Food insecurity among students addressed by IVFB Weekend Backpack Program

IMPERIAL – For many Imperial County students, school breakfasts and lunches are their main source of nutritious food.

Data from the state’s Department of Education showed about 75 percent of students enrolled in Imperial County public schools during the 2022-2023 school year were eligible for free or reduced cost meals.

Unfortunately, many students may not know where their next meal will come from once they leave school over the weekend. Food insecurity is defined as a lack of consistent access to enough food for every person in a household to live an active, healthy life, according to the U.S. Department of Agriculture (USDA).
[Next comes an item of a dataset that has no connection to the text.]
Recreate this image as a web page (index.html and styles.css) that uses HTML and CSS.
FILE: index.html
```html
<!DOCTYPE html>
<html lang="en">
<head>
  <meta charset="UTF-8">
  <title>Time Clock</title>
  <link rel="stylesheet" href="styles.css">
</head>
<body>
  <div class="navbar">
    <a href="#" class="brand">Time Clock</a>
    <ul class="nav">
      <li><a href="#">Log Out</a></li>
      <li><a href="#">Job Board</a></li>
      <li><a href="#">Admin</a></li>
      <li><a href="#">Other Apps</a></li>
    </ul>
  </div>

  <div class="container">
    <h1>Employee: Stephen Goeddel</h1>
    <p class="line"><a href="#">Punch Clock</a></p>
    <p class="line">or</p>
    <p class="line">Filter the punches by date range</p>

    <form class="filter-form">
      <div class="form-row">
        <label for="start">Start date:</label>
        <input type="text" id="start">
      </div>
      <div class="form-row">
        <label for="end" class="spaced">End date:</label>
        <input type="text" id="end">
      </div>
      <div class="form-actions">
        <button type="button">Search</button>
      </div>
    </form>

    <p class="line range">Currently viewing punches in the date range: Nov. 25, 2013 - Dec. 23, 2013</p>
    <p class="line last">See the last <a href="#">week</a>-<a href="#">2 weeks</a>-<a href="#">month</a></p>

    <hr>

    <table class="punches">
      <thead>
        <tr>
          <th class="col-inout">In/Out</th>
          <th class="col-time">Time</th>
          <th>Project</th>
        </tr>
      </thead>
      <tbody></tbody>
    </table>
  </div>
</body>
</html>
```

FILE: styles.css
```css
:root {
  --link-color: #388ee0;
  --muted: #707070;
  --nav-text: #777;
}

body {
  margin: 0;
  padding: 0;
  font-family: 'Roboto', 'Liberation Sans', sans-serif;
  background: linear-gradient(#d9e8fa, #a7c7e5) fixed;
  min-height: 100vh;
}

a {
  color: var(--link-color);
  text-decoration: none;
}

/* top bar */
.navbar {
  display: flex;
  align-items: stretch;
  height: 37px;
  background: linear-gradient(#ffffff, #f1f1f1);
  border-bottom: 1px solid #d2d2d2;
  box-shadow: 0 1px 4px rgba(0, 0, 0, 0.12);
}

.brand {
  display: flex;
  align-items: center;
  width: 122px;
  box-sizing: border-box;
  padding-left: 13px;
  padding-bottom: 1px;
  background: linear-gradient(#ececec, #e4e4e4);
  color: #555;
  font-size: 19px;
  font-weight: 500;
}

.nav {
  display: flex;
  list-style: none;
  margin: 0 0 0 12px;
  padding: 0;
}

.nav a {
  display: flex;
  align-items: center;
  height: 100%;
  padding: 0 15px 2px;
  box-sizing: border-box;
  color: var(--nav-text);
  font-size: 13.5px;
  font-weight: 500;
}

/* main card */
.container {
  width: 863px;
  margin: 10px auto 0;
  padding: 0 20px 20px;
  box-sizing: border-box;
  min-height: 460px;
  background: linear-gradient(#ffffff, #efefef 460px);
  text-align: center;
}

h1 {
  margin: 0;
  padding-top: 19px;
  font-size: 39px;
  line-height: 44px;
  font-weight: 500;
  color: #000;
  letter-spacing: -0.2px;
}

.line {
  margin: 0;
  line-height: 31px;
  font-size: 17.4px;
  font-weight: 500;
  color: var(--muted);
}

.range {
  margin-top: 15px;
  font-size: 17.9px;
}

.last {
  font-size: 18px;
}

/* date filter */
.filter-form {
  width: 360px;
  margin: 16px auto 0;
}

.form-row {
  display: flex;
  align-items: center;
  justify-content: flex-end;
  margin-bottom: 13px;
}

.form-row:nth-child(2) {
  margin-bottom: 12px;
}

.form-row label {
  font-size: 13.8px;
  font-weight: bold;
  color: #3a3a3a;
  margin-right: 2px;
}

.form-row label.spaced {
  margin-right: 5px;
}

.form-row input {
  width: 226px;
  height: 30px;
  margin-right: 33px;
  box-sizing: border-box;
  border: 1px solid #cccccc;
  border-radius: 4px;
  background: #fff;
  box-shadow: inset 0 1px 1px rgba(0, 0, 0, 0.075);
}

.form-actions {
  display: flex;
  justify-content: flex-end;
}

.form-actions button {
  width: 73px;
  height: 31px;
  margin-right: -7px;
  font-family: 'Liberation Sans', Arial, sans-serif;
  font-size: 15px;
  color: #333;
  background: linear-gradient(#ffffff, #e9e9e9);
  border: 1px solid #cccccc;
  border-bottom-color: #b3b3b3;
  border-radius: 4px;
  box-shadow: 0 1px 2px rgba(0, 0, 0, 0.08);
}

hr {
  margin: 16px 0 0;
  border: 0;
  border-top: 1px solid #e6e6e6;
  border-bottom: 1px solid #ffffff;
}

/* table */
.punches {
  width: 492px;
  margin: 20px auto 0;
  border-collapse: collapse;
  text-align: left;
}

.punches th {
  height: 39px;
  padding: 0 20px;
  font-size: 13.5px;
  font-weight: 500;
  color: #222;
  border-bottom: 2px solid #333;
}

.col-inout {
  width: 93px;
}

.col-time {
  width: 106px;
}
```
Although food insecurity may be a temporary situation for some families, for others working paycheck to paycheck each month, it is a consistent struggle in their daily lives.

As a result, Imperial County has the highest rate of childhood food insecurity in California.

The Imperial Valley Food Bank (IVFB) is working to remove the barrier of hunger that contributes to poor school performance by increasing access to nutrition outside of school through the Weekend Backpack program.

“The food is really good,” shared Esmeralda, a local student who participated in the program last year. “Thank you for the food!”

Esmeralda was one of 800 students enrolled in the program last year. Over 30 schools in the county partnered with IVFB to provide food assistance to students every Friday during the school year.

“This program is truly community driven,” said Celeste Alvarez, Director of Communications for the food bank. “Our school partners help identify their most at-risk students and discreetly provide them food before leaving for home on Fridays.”

Local retired teachers are among the volunteers that visit the food bank each week during the school year to pack bags of food for students enrolled in the program.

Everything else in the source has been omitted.